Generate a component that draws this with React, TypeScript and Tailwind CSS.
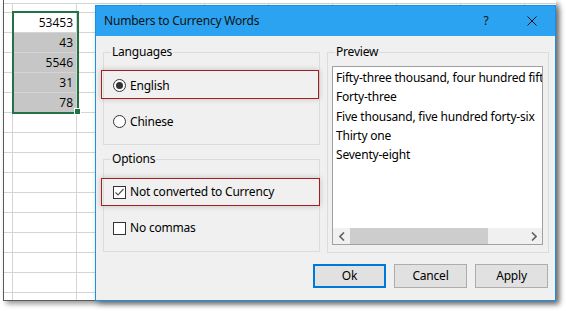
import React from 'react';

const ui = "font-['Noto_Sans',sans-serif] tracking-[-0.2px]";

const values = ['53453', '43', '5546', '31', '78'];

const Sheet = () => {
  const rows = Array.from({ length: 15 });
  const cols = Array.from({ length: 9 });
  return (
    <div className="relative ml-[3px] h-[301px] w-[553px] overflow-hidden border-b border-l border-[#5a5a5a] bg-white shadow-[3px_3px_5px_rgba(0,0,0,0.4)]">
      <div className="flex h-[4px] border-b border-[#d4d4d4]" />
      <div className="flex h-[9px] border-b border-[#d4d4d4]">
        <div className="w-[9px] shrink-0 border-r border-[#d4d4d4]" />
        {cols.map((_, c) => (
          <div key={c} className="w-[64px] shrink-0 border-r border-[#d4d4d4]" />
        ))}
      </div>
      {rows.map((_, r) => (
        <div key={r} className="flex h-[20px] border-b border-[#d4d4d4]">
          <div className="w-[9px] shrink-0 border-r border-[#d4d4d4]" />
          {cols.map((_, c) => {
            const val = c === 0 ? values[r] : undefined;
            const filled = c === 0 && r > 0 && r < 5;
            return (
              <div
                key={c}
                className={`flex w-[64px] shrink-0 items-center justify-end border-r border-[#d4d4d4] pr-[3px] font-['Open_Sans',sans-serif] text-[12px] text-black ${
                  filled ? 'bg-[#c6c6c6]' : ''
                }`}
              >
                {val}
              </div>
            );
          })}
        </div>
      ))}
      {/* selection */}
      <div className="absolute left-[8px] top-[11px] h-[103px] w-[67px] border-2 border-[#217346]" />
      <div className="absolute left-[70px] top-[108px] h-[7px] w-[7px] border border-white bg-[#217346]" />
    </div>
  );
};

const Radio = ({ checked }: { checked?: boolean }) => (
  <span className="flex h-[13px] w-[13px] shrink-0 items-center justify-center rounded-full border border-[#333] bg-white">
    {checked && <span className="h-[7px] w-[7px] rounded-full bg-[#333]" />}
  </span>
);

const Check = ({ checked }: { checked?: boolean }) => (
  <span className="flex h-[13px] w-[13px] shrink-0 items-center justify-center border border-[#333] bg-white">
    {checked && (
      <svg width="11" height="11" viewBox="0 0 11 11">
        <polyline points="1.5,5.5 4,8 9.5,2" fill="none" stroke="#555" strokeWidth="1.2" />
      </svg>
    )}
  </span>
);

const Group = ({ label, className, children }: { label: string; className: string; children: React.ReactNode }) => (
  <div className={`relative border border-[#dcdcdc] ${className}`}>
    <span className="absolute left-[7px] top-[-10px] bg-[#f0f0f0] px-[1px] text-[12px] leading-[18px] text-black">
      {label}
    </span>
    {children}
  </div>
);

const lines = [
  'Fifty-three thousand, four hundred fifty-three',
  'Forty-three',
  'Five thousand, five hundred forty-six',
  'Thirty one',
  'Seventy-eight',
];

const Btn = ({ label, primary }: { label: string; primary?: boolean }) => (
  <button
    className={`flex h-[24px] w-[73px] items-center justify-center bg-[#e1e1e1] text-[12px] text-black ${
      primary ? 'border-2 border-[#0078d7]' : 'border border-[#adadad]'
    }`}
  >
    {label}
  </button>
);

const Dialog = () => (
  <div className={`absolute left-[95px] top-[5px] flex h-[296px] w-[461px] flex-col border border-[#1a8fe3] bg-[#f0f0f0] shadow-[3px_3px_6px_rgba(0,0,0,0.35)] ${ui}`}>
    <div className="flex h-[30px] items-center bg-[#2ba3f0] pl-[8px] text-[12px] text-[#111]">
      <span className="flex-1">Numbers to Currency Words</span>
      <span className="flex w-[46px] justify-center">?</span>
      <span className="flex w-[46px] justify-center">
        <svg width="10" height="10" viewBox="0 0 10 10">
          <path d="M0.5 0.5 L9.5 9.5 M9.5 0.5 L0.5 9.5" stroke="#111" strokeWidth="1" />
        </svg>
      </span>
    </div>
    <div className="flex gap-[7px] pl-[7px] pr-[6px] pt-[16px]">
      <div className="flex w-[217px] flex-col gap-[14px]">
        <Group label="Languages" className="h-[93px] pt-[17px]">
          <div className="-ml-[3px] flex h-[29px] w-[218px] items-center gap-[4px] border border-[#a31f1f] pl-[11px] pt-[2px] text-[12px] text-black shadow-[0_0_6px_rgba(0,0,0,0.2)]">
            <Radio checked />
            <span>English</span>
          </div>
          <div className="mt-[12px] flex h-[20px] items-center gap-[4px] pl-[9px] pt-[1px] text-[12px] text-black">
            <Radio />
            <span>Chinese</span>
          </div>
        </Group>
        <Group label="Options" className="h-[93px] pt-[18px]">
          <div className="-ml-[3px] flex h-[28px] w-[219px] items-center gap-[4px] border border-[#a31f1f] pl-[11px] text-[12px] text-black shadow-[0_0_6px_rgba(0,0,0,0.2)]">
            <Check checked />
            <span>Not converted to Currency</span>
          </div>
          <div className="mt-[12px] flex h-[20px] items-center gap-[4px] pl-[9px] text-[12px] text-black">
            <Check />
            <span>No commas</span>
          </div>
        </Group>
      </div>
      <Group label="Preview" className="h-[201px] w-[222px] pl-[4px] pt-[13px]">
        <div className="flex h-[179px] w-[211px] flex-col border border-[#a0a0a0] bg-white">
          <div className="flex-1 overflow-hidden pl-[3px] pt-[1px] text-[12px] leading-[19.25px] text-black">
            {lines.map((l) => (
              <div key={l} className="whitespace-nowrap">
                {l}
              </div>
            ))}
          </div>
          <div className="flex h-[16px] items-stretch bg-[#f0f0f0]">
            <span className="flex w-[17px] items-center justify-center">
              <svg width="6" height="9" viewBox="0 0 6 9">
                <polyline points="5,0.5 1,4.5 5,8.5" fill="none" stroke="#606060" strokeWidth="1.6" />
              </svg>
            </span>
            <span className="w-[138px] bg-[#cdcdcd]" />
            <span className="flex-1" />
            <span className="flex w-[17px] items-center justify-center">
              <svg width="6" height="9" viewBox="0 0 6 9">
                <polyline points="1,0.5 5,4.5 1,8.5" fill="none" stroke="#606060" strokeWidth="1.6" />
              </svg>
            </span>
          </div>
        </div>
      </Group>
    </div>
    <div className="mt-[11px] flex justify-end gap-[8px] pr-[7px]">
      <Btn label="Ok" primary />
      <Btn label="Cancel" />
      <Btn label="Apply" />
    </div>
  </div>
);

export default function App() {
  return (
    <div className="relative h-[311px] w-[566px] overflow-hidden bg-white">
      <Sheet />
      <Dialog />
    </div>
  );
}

==*==

• _Exercise aim_
Restate each line from the start of the listing through the line bearing "const values = ['53453', '43', '5546', '31', '78'];" word for word. Drop the pictures.

• _Result of the exercise_
Generate a component that draws this with React, TypeScript and Tailwind CSS.
import React from 'react';

const ui = "font-['Noto_Sans',sans-serif] tracking-[-0.2px]";

const values = ['53453', '43', '5546', '31', '78'];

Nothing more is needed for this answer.